A useful mental model is that Slurm can restart the batch script, but it does not save application state. Your code must write and reload checkpoints so requeued jobs resume instead of starting from scratch.

How to choose a tier

If you need...	Use...	Why
A quick script validation	`test`	Low cost, short wall time, designed for verifying code before full runs.
A live shell on a compute node	`interactive` with `srun --pty bash` or `salloc` followed by `srun`	Best for debugging, profiling, installation, and exploratory work.
A normal production batch job	`standard`	Balanced cost and scheduling. Default tier if you omit `--qos`.
A cheaper but less urgent long run	`long`	Half the SU rate of standard, longer wall time, lower scheduling priority.
An urgent deadline-driven job	`priority`	Highest scheduling priority at higher SU cost.

SU billing

SU = Nodes × Hours × Tier rate. For example, 4 nodes for 24 hours on standard cost 48 SU, while the same job on long costs 24 SU and on priority costs 96 SU.

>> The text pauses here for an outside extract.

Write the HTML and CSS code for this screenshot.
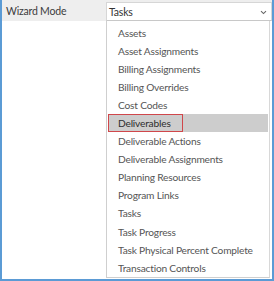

Tier	Rate	4 nodes × 24h	Best for
priority	1.0 SU/node-hr	96 SU	Deadlines and urgent results
standard	0.5 SU/node-hr	48 SU	Normal production work
interactive	0.5 SU/node-hr	Max ~1 SU (1 node × 2h)	Live debugging sessions
test	0.25 SU/node-hr	24 SU	Script validation and small tests
long	0.25 SU/node-hr	24 SU	Long runs and budget-conscious work
burst	FREE	0 SU	Out-of-budget, preemptable work

Monitoring

squeue -u $USER shows your currently queued and running jobs.
sacct -u $USER --format=JobID%10,JobName%20,QOS%12,AllocTRES%35,Elapsed,State -S today shows your recent job history from today, including job name, QoS, allocated resources, elapsed time, and state.
sacctmgr show assoc where user=$USER format=Account%20,QOS%60 lists the Slurm accounts and QoS tiers associated with your user.
sshare -u $USER -Ul shows your fairshare usage and priority information.
scancel JOBID cancels a job; replace JOBID with the numeric job ID you want to stop.